Ummm, sometimes? Sometimes not. Good parents do some things really well and other things not so great. Good parents may be terrific softball coaches with filthy kitchens. Good parents may know how to make a mean pot roast but can’t make cookies to save their lives. Good parents don’t always remember to buy pumpkins in time for Halloween or advent calendars in time for Christmas. Good parents don’t always have money for the tooth fairy. Good parents sometimes don’t notice their kids have grown out of their tennis shoes until they notice them limping across the playground. Good parents forget to pack the diaper bag.

Myth: Good Parents are Confident.

Sure, sometimes good parents look at a parenting challenge and say smugly to themselves, “Yeah, I got this.” But lots of other times good parents lie in their beds wondering if that decision they made about homework or screen time or dessert was the right one after all. They work hard to model the great grand work of self improvement, understanding and relationships. They live complex lives that sometimes create challenges they hoped their children would never have to face — divorce or death or depression. They struggle and worry and fret. They move forward because they have to, not always because they’re sure.

Myth: Good Parents are Consistent.

This is one of the things every parenting book says: Be Consistent. And it’s true that consistency will save you a lot of trouble in the long run. If you always say no to the candy aisle in the grocery check out line your kid won’t necessarily stop asking (or whining) but they’ll learn that when you say no, you mean it, which will come in handy when they’re teenagers. But sometimes the candy seems like a good idea because you’ve got such a headache that you’ll say yes to anything to get them to shut up. Good parents sometimes make short term decisions just to cope because life is like that.
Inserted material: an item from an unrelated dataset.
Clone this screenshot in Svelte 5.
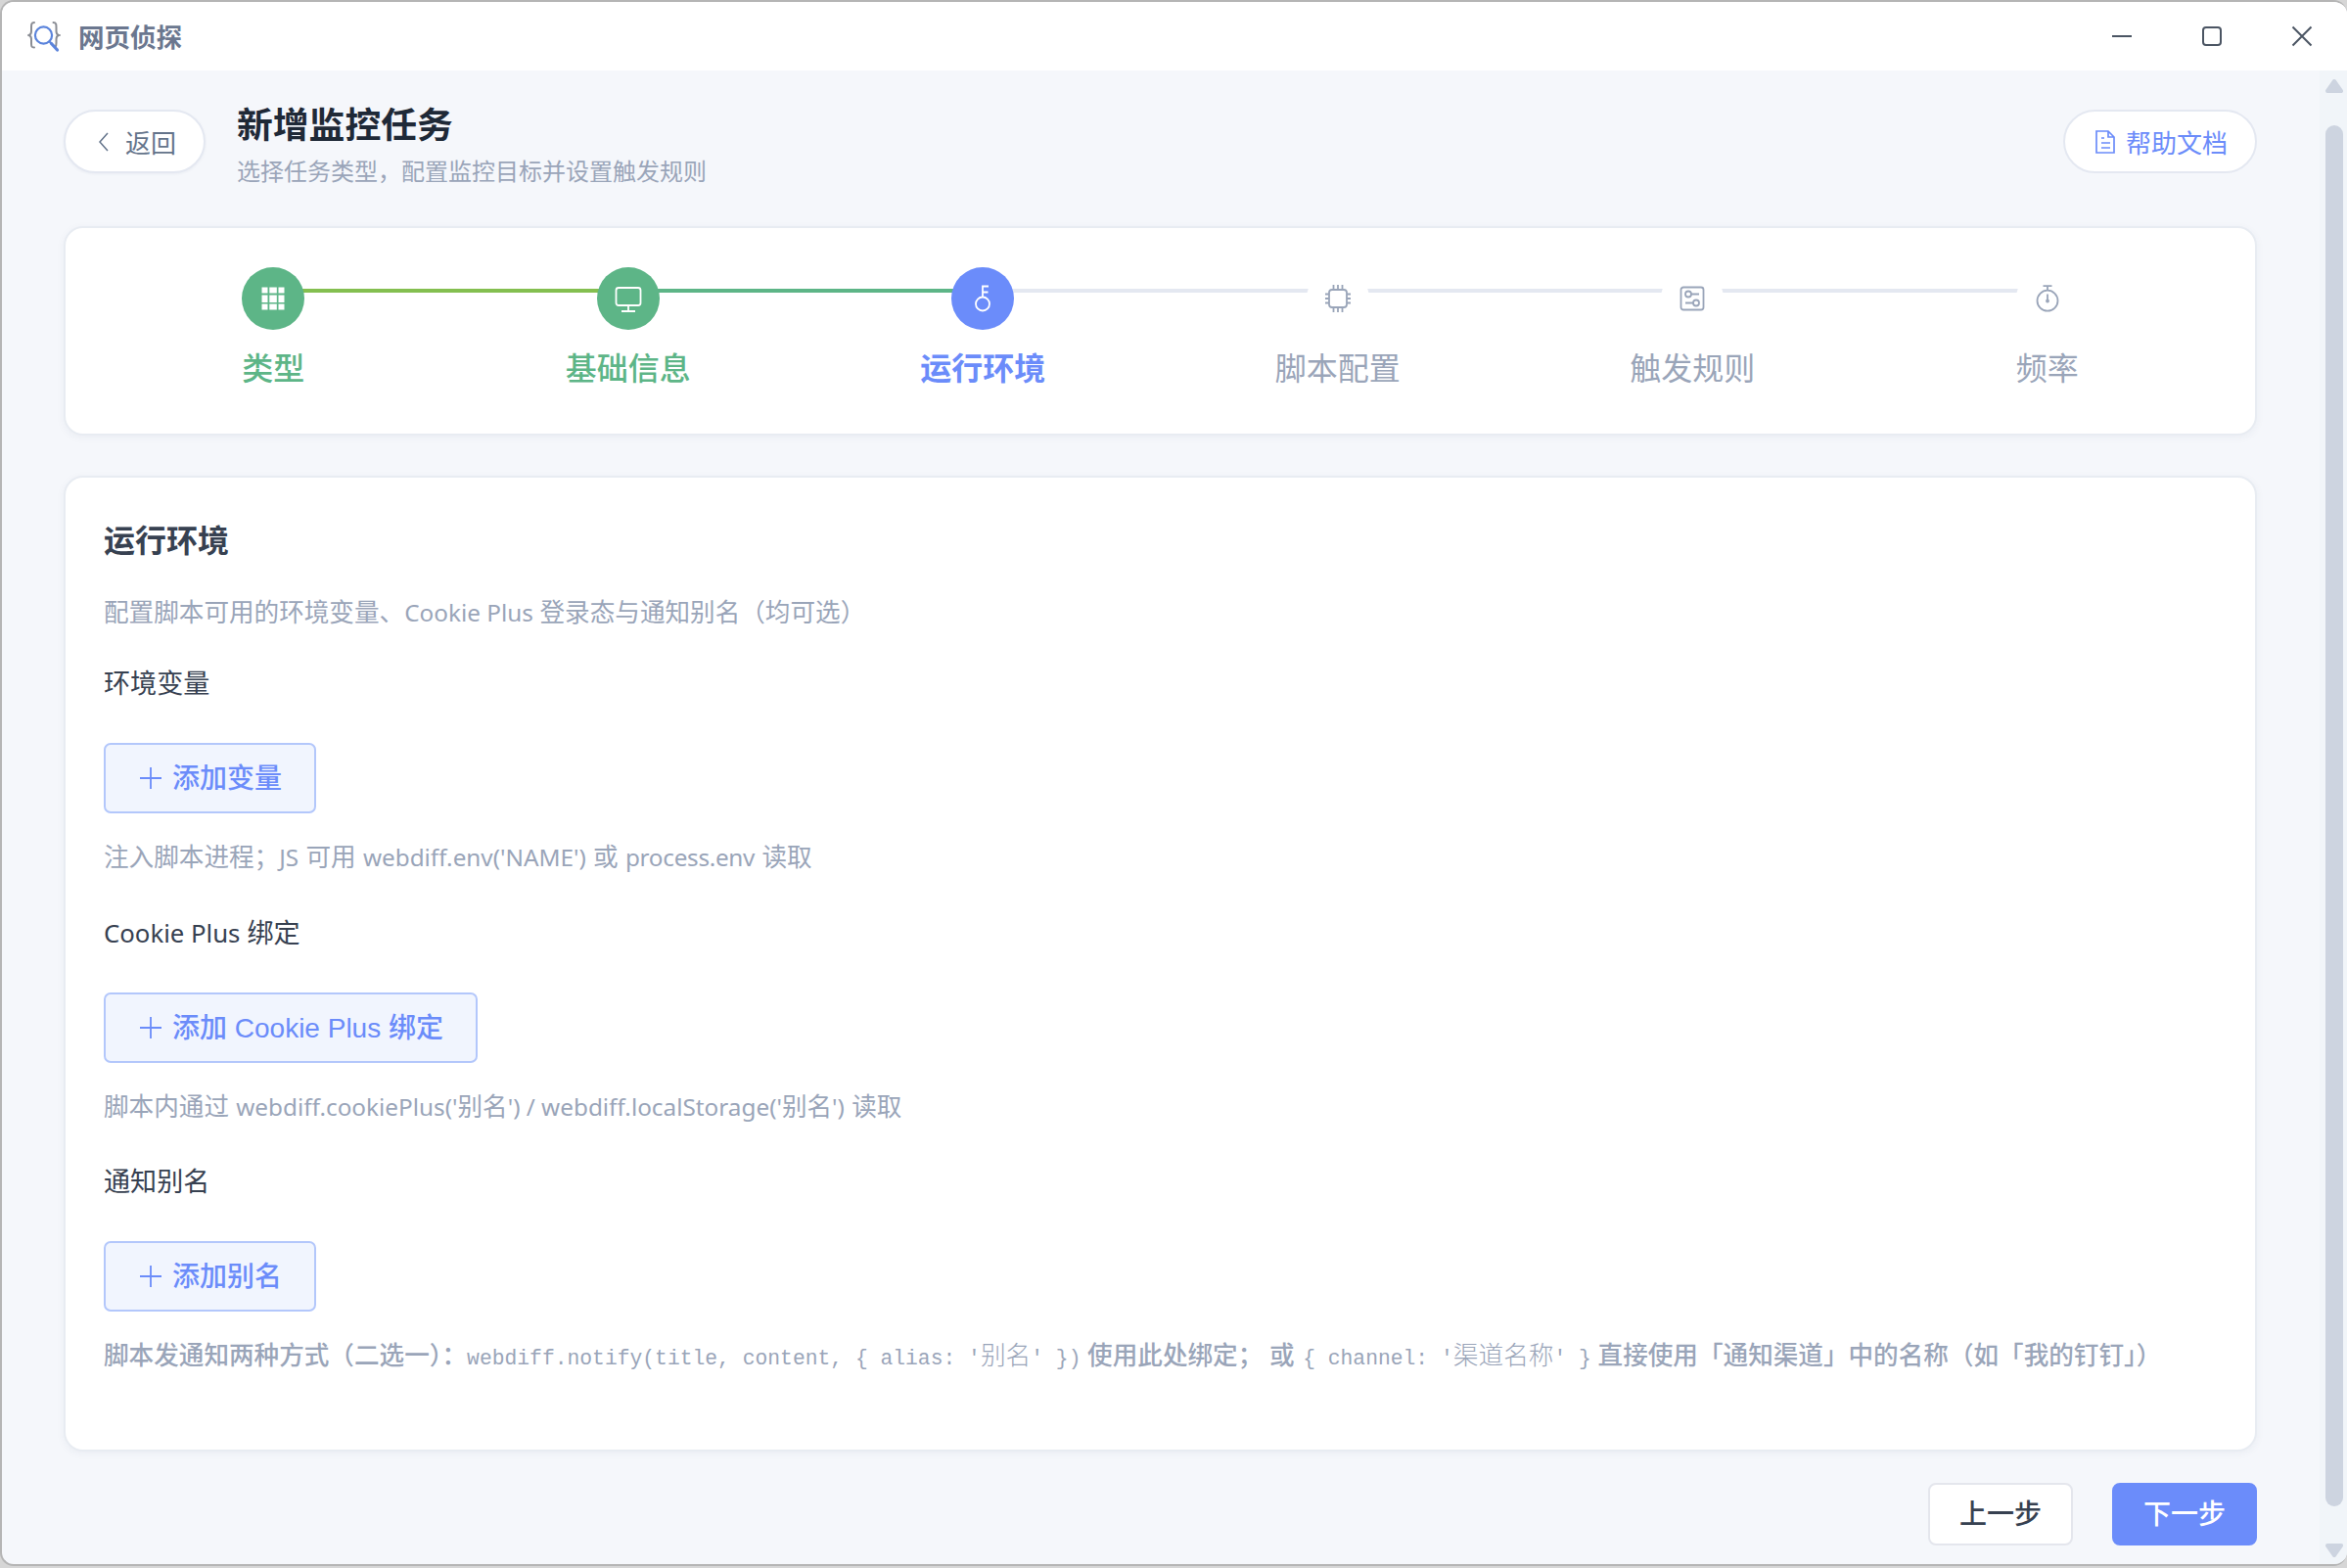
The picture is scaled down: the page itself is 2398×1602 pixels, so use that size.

Myth: Good Parents are Born, Not Made.

No way. Most of us have to work hard — ongoing — to be good parents just like we have to work on our skills to do anything else well (play tennis, bake yeast breads, create killer TED-inspired presentations, etc.). Good parents sometimes get tired of all of the self-growth and effort that being a good parent takes, particularly when they look at the 2-year old wailing on the floor or contemplate the disaster-area of an 11-year old’s room or note that the 16-year old is missing curfew. Then those good parents reach out to friends for a night out or call a therapist for help or reread How to Talk So Kids Will Listen again. Sheesh, says the good parent to herself, when am I gonna get it? But the good parent keeps trying.